LOS ANGELES- It’s no secret that Adoree’ Jackson is one of the most spectacular players in college football. He’s fast. He’s shifty. He is one big play waiting to happen. A twitch here, a jiggle there and he’s gone.
USC fans have not seen such electricity being interjected on a football since the heyday of another guy who used to razzle and dazzle folks the same way.
Watching Jackson play catch and run while teams try chasing him and his world-class speed down is like watching Wile E. Coyote figuring out a way to catch the Road Runner. They always come up empty-handed.
It is a well-known fact that Jackson has this little habit of returning kicks and punts for touchdowns like peanut butter going with jelly. Apparently, Notre Dame never took the time to read their college football memo.
At the very least, the Fighting Irish appear they never sat down and watched enough game film of Jackson going lit against other teams in the special teams department. Before the annual USC-Notre Dame Rivalry Week matchup, Jackson had already accumulated 2, 3831 yards in punt and kickoff returns during his three-year collegiate stint with the Trojans.
Jackson pushed those numbers to 2,610 yards after gouging Notre Dame for 227 yards and two return touchdowns in the Trojans’ 45-27 home win.
“It’s just great blocks by everybody,” Jackson said. “They made it easier than what it was. So with those guys blocking, I knew something special was going to happen. I trusted them and when I get the ball in my hands, I’m just following my blocks…we always talk about make the blocks good, just running towards them, make sure I set everything up and it makes a highlight play. So I’m thankful for them, those guys for doing what they do.”
For kickers, Jackson added a third score when he took a simple flair pass out of the backfield from quarterback Sam Darnold and turned it into a 52-yard touchdown as USC recorded its eighth straight win.
Considering the windy and rainy conditions, it was a remarkable home climax for the Trojans, who wound up with a second-place finish in the Pac-12 Conference South Division behind Colorado, a team they beat earlier this season.
“Keys to the game for us, obviously, in this type of weather, you’re hoping and praying for some non-offensive touchdowns and all of sudden you get three of them in a game. That’s like an early Christmas present,” USC head coach Clay Helton said. “I thought the ability to run the ball, again, 200 yards plus rushing on an ugly, sloppy day, weather-wise, it was important. And then you have this creature here (Jackson) to the right of me, do a kick return, a punt return and a catch for a touchdown-that just look like something…he’s a superhero figure. Unbelievable.”
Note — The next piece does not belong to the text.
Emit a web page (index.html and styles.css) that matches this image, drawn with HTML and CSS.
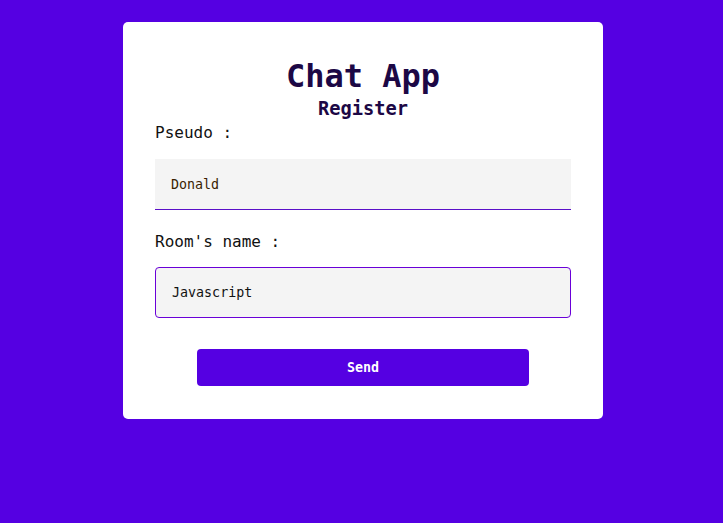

If the Fighting Irish had done their due diligence they would have known that it is not nice to yell fire in a crowded movie theater. Coach Brian Kelly and his Notre Dame team didn’t yell fire at the Los Angeles Memorial Coliseum, but they might as well have when they kicked to Jackson repeatedly and basically dared the junior All-American candidate to do something about it.
Well, Jackson did something about it. He added the Fighting Irish to his highlight clippings with a 55-yard punt return and a 97-yard kickoff return for touchdowns. Kicking the ball to Jackson is like playing football roulette. Sooner or later you’re going to get burned by the triple-threat standout. It’s just a matter of time.
What’s remarkable about Jackson’s scores was not all about how he did it, but when he did it. Timing is everything.
USC was treading water against Notre Dame late in the first half, holding on to a 10-7 lead when Jackson crushed the Fighting Irish when he scored on his 55-yard jaunt to the endzone to give the Trojans a 17-7 lead with less than two minutes to go in the second quarter.
In a matter of seconds, USC turned that advantage into a 24-7 lead after Ajene Harris took a pick six to the house for a touchdown. But it was Jackson’s punt return that rattled the cages for Notre Dame, a team that put up 41 points and posted a victory against USC last year in South Bend.
Jackson was not going to let that happen again, especially on Senior Day. His kickoff return at the end of the third quarter, which juiced just about everyone in the stadium except for Notre Dame players and their faithful, punctuated the Trojan’s win. It is a play that will likely be talked about for quite some time thanks to Jackson’s impromptu hurdling of Notre Dame kicker John Chereson on his way to that 97-yard touchdown.
“I was thinking that I was overdue for a kick return…I just got scored on so I needed to make up for it as quick as possible. It just happened to be on that kickoff return,” Jackson said.